The idea is that first humans, like other animals, are endowed with a set of core systems of knowledge; I've talked about two: object representations that let you pick out things like blue walls, or trucks, and geometric representations that let you represent the shape of the surrounding layout. These systems have some critical limitations. They're domain-specific, so the geometric system applies to extended surfaces but it doesn't apply to movable object; that's why the kid can't use the toy truck to break the symmetry of the room; they're task-specific, so the geometric system is used for reorientation but it's not used for finding a movable object either by rats or by children; they're informationally encapsulated, so the geometric system takes in information about the shape of the surrounding surface layout but not information about the color of the same layout, it's sensitive to some but not all of the information that the child can detect; and they're representationally isolated (that's my cumbersome term but it just means that each of these systems gives rise to representations that interact with one another in ways that are privileged by the cognitive architecture but which don't interact promiscuously) so a child or a rat can't just readily combine information from the object representations with information from the geometric representations at will to form new combinations. But children, humans, are also endowed with a language faculty, and that language faculty includes a domain-general lexicon, so you can learn words for geometrically defined things and words for things defined in other ways, and a combinatorial syntax and compositional semantics and using these properties of language the child is able to construct new concepts whose components were already represented but whose combination could not be represented because the components were couched in distinct modular systems.

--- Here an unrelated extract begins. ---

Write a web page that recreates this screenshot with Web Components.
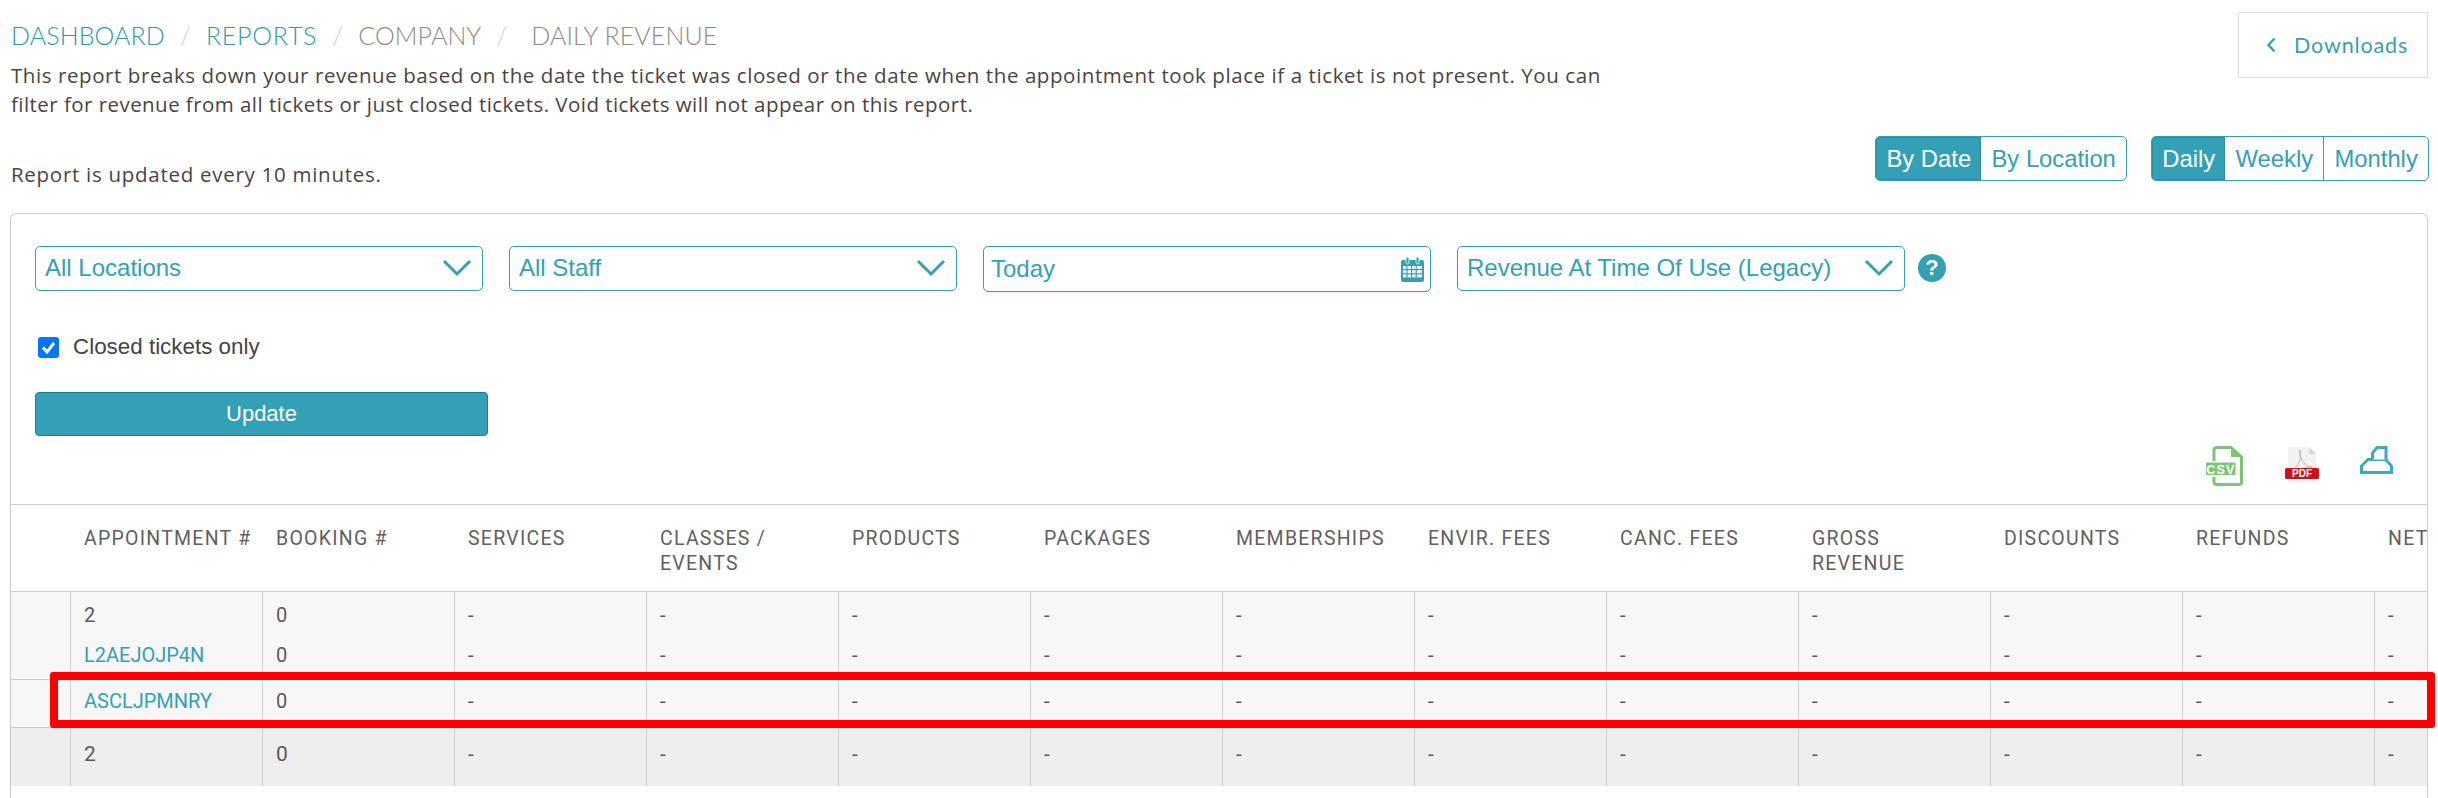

What I want to do for the rest of today is see whether I can take these ideas and use them to make sense of a much more tricky set of developmental changes, and also more tricky set of phenomena that we see in adults, all in the domain of number. I want to talk about work that's collaborative with a whole bunch of people, most notably with Fei Xu and Sinath Sifkin (????), and with my collaborators Dina Slastahan (???) in Paris and Susan Carey at NYU, but there's lots of people who've had a hand in this, and in particular recently Kirstin Condry and Kate Brody and Lisa Faginson have contributed in some major ways. I should say, despite my initial examples, I'm not going to be talking about very fancy number concepts, I'm not even going to touch concepts like one-and-a-half or the square root of two; I'll be happy if I can come up with an account of how a child develops the concept "exactly seven." I think even to get there one needs to go beyond what infants have and beyond what we see in any other animal.
As in the case of space, let me start with animals and the number representations that a century of research in experimental psychology and behavioral ecology reveals about them. There's a wealth of evidence that was I think most importantly assembled by Randy Gallistel and then very eloquently discussed recently by Stan Dehaene and his book The Number Sense, a wealth of evidence that animals represent approximate numerical magnitudes. Here's an example of a study that shows this; this is actually a study that was performed on laboratory rats that were highly trained. They were trained in a task where they were hungry; to get food they had to press one of two levers, but that lever would only deliver food if they had previously pressed another level a given number of times. In different runs through the experiment the number of times you had to press the other lever varied. What we see here is, when the critical number of times the other lever had to be pressed was four versus eight versus twelve versus sixteen, we see how many presses the rats, once they were trained, actually performed on that level. You see a couple things here. First of all, you see that the rats, the number of presses by the rat varies systematically and appropriately with the number of presses required: they always give a few more presses than are required because there was actually a big penalty if they stopped too early, and no penalty if they continued too long except that they were wasting their time, the time they could have spent eating food. So the first thing you see is that there's an appropriate relationship between the number required and the number given. Second thing you see is that there's variability, and the variability goes up proportionally as the set size increases. That's to say that these approximate representations behave the way other representations of continuous quantities behave in psychophysical experiments, to a first approximation they accord with Weber's Law and discriminability is proportional to set size.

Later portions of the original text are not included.